Ptolemy died in the year 168 AD.

2002 AD minus 168 AD equals 1834 years.

1834 years divided by 70.5 years equals 26 days.

April 20(the fixed astrological date) + 26 days = May 16 (the approximate actual date that the sun begins to rise in Taurus)

In our lifetimes, this hasn't changed appreciably. My birthday is May 13th so sidereally, actually, on the day I was born, the sun rose in the constellation of Aries, not Taurus, but astrologically speaking, I am a stubborn, earthy Taurean. Anyone who knows me knows that to be truer than you could believe. However, the fact that I am writing this note is an act very characteristic of an Arian.

In sidereal astronomy, the sun also rises in the constellation of Ophiuchus between November 29 and December 17. In modern Western astrology, this overlaps the sun signs of Scorpius and Sagittarius, and therefore is not used in order to simplify things.

One system, astrology, is fixed. The other, astronomy, changes.

If you believe in astrology, then your sun sign has not changed. If you were a Taurus, you are still a Taurus.

1 comment:

Rob said...

Hi Bev! You said "We are the first group of humans who have lost touch with the reality of the night sky." I do believe you are correct.

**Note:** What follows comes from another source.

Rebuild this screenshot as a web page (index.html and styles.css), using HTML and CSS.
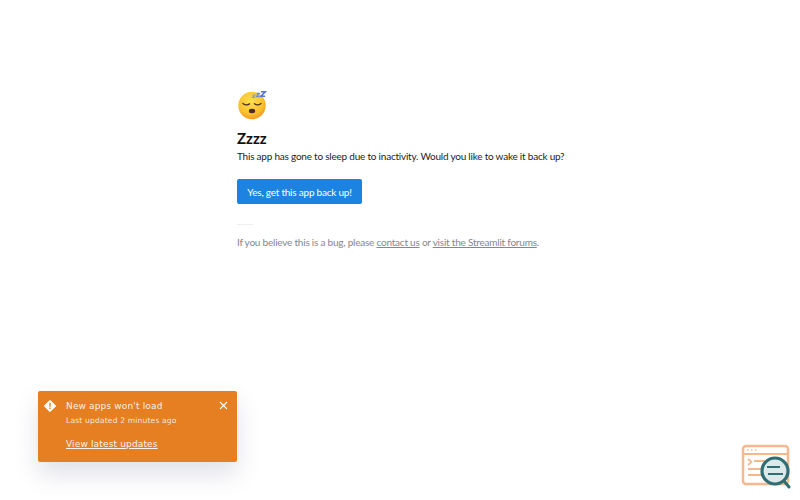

For the first time in human history more people live in an urban setting (city) than rural, artificial lights are part of that of that movement.
Have you ever heard of the 'second sleep'?
It's loss is again due (in part) to artificial lights.
http://en.wikipedia.org/wiki/Segmented_sleep
I have been intrigued by the thought that our race has lost the "second sleep" over the last few hundred years. Hell, I've been intrigued by though OF a "second sleep" being normal! I wonder what else we've lost?

As to why the talking head head didn't look it up the words before hand... he reads what is in front of him would be my guess.